Learn to accept responsibility and turn errors into learning opportunities.

A man in a yellow suit is pointing his fingers at a group of people.

​Everyone makes mistakes, even business leaders. But not every high-level executive wants to fess up to his or her shortcomings. 

When leaders don’t take responsibility for their errors, it can have a negative effect on employee morale, says Julie Gurner, an executive performance coach in New York City. 

Many business leaders focus on developing their business skills but not their people skills, making it harder for them to admit fault when they should, she says.

Here are practical tips to help leaders who struggle with how to respond after they’ve made a mistake. 

Own your mistake. If leaders lose their temper or blame others, they should admit their error and apologize. Team members get frustrated when a leader holds them accountable but glosses over or refuses to take responsibility for his or her own mistakes, says Richard Orbé-​Austin, a psychologist and partner at Dynamic Transitions Psychological Consulting LLP in New York City and co-author of Own Your Greatness: Overcome Impostor Syndrome, Beat Self-Doubt, and Succeed in Life (Ulysses Press, 2020). 

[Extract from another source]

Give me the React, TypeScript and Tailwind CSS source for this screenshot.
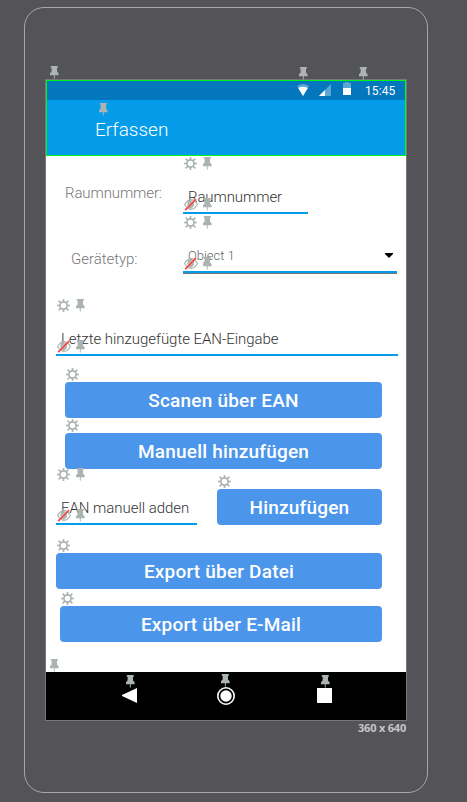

Ignoring a mistake can be demoralizing and corrosive to the team.

“We’re all human, and we all make mistakes,” says Tammy Perkins, chief people officer at PMI Worldwide, a Seattle-based food and beverage container manufacturer. “Keep in mind that the moment you say or do something, it becomes a fact with your employees, so it’s important that you own it and take responsibility for it.” 

The worst thing leaders can do is to minimize their mistake, ignore it or try to blame it on others. “A sincere apology can make a difference in your relationship with your team and reinforce trust,” Perkins says. Leaders should make a straightforward apology with no qualifications, she and other experts say. For example:

“I’m sorry that I …” (Explain the mistake.)

“I understand that it caused …” (Explain the impact.)

“I can only imagine what impact it caused to …” (Explain how it affected a specific person or group.)

Manage your reaction. If leaders don’t confront and control their emotions, it will be difficult to communicate the problem and solution clearly to their team, says Brooke Wachtler, a licensed psychologist and president and founder of BEW Consulting and Training LLC in New York City. 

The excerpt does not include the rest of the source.